Rather like how one generally finds that so-called "religious wars" are really all about economics.

Crude said...

It was the 'secular authorities' because the Spanish Inquisition was largely about protecting Spain from traitors who were feigning their Catholicism in the hopes of being able to stick around and eventually sell the Catholics out to the highest bidder. This thing started right after they had finally kicked the muslims out after a very, very long invasion/occupation. I imagine 'Let's make sure none of these assholes are faking us out this time' was high on the list.

I know, it's a shocking idea: muslim extremists and extremist-sympatico people, skulking into a country in the hopes of betraying it bloodily? What are the odds!

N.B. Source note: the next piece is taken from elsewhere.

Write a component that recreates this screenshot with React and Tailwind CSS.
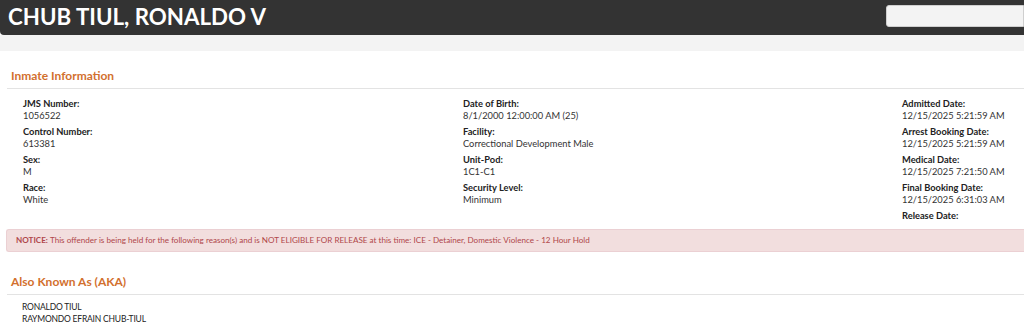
import React from 'react'

const COLUMNS = [
  [
    ['JMS Number:', '1056522'],
    ['Control Number:', '613381'],
    ['Sex:', 'M'],
    ['Race:', 'White'],
  ],
  [
    ['Date of Birth:', '8/1/2000 12:00:00 AM (25)'],
    ['Facility:', 'Correctional Development Male'],
    ['Unit-Pod:', '1C1-C1'],
    ['Security Level:', 'Minimum'],
  ],
  [
    ['Admitted Date:', '12/15/2025 5:21:59 AM'],
    ['Arrest Booking Date:', '12/15/2025 5:21:59 AM'],
    ['Medical Date:', '12/15/2025 7:21:50 AM'],
    ['Final Booking Date:', '12/15/2025 6:31:03 AM'],
    ['Release Date:', ''],
  ],
]

const AKA = ['RONALDO TIUL', 'RAYMONDO EFRAIN CHUB-TIUL']

function SectionTitle({ children }) {
  return (
    <div className="ml-[7px] border-b border-[#e3e3e3] pb-[4px] pl-[4px] text-[12px] font-bold leading-[16px] text-[#d2702e]">
      {children}
    </div>
  )
}

function Field({ label, value }) {
  return (
    <div className="mb-[4px] text-[9.3px] leading-[12px]">
      <div className="font-bold text-[#222]">{label}</div>
      {value && <div className="text-[#333]">{value}</div>}
    </div>
  )
}

export default function App() {
  return (
    <div className="h-[330px] w-[1024px] overflow-hidden bg-white font-['Lato','Liberation_Sans',sans-serif]">
      <header className="flex h-[35px] items-center justify-between rounded-bl-[4px] bg-[#333333] pl-[8px]">
        <h1 className="text-[22.3px] font-bold leading-none text-white">CHUB TIUL, RONALDO V</h1>
        <input
          className="mb-[3px] h-[22px] w-[138px] rounded-l-[3px] border border-[#cfcfcf] bg-[#f3f3f3] outline-none"
          aria-label="Search"
        />
      </header>
      <div className="h-[16px] bg-[#f3f3f3]" />

      <div className="pt-[17px]">
        <SectionTitle>Inmate Information</SectionTitle>
        <div className="grid grid-cols-[440px_439px_1fr] pl-[23px] pt-[9px]">
          {COLUMNS.map((col, i) => (
            <div key={i}>
              {col.map(([label, value]) => (
                <Field key={label} label={label} value={value} />
              ))}
            </div>
          ))}
        </div>

        <div className="ml-[6px] mt-[3px] flex h-[23px] items-center rounded-l-[3px] border border-r-0 border-[#ebd0d3] bg-[#f2dede] pl-[9px] text-[8.1px] text-[#b0474a]">
          <span className="font-bold">NOTICE:</span>
          <span className="ml-[2px]">
            This offender is being held for the following reason(s) and is NOT ELIGIBLE FOR RELEASE at this time: ICE - Detainer, Domestic Violence - 12 Hour Hold
          </span>
        </div>

        <div className="pt-[22px]">
          <SectionTitle>Also Known As (AKA)</SectionTitle>
          <div className="pl-[22px] pt-[6px] text-[8.5px] leading-[12px] tracking-[-0.2px] text-[#222]">
            {AKA.map(name => (
              <div key={name}>{name}</div>
            ))}
          </div>
        </div>
      </div>
    </div>
  )
}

That said, if you ask a typical Cult of Gnu atheist/idiot how many people died in the Inquisition, there's a good chance they'll give answers in the low millions, so a little education on this front helps. (Actually it doesn't, they don't care about facts.)

Edwardtbabinski said...

The Inquisition in Spain or WORLDWIDE? That article only discusses conversos in Spain.

"The Inquisition didn't just take place in Europe, it also took place in the colonial Spanish territories of Mexico and northern Central America. Featuring fifty-eight previously untranslated and unpublished documents from the Holy Office of the Inquisition in New Spain, an indispensable resource for anyone seeking to understand the Inquisition​'s nearly 300 year reign in the New World and the effect it has had on societal development in modern-day Mexico, Guatemala, El Salvador, Nicaragua"
-- The Inquisition in New Spain, 1536-1820: A Documentary History by John F. Chuchiak IV

"The Inquisition was the most powerful disciplinary institution in the early modern world, responsible for 300,000 trials and over 1.5 million denunciations. Examines the Inquisition's activities in Spain, Italy, Portugal and overseas Iberian colonies." -- The Inquisition: A Global History 1478-1834 (Past and Present Publications) by Francisco Bethencourt

Bonfires of Culture: Franciscans, Indigenous Leaders, and the Inquisition in Early Mexico, 1524–1540 by Patricia Lopes Don

Death by Effigy: A Case from the Mexican Inquisition (The Early Modern Americas) by Luis R. Corteguera

Fire & Song: The Story of Luis de Carvajal and the Mexican Inquisition by Anna Lanyon

The First Prejudice: Religious Tolerance and Intolerance in Early America (Early American Studies) by Chris Beneke

Witch Hunts in the Western World: Persecution and Punishment from the Inquisition through the Salem Trials (Extraordinary World) by Brian A. Pavlac

Sinners on Trial: Jews and Sacrilege after the Reformation Hardcover by Magda Teter

Also of interest THE CRIMINAL HISTORY OF CHRISTIANITY, in 10 vols. in German: Kriminalgeschichte des Christentums

And, "Tens of thousands of natives who were kidnapped and enslaved by the conquistadors then forced to descend into the 'mouth of hell' of eighteenth-century silver mines or, later, made to serve as domestics for Mormon settlers and rich Anglos. Builds the incisive case that it was mass slavery, more than epidemics, that decimated Indian populations across North America." -- The Other Slavery: The Uncovered Story of Indian Enslavement in America by Andrés Reséndez

Ilíon said...

some intellectually dishonest God-denier (but I repeat myself): "It is no stretch of the imagination to surmise that the main motivation for the Inquisition had more to do with money than with religion."

It's also no stretch of the imaginate to "surmise" that 1+1=5.

The Spanish inquisition was about religion and politics and even morality -- which three topics are reflections of one another. The crudé-minded individual was not so far off when he said, "the Spanish Inquisition was largely about protecting Spain from traitors who were feigning their Catholicism in the hopes of being able to stick around and eventually sell the Catholics out to the highest bidder."

We find it apalling that los reyes Católicos had such a "bigotted" attitude toward non-Catholics ... but *we* live in a society shaped by a 300-year Protestant truce ... which anti-Christians (and not a few Catholics) are working overtime to subvert.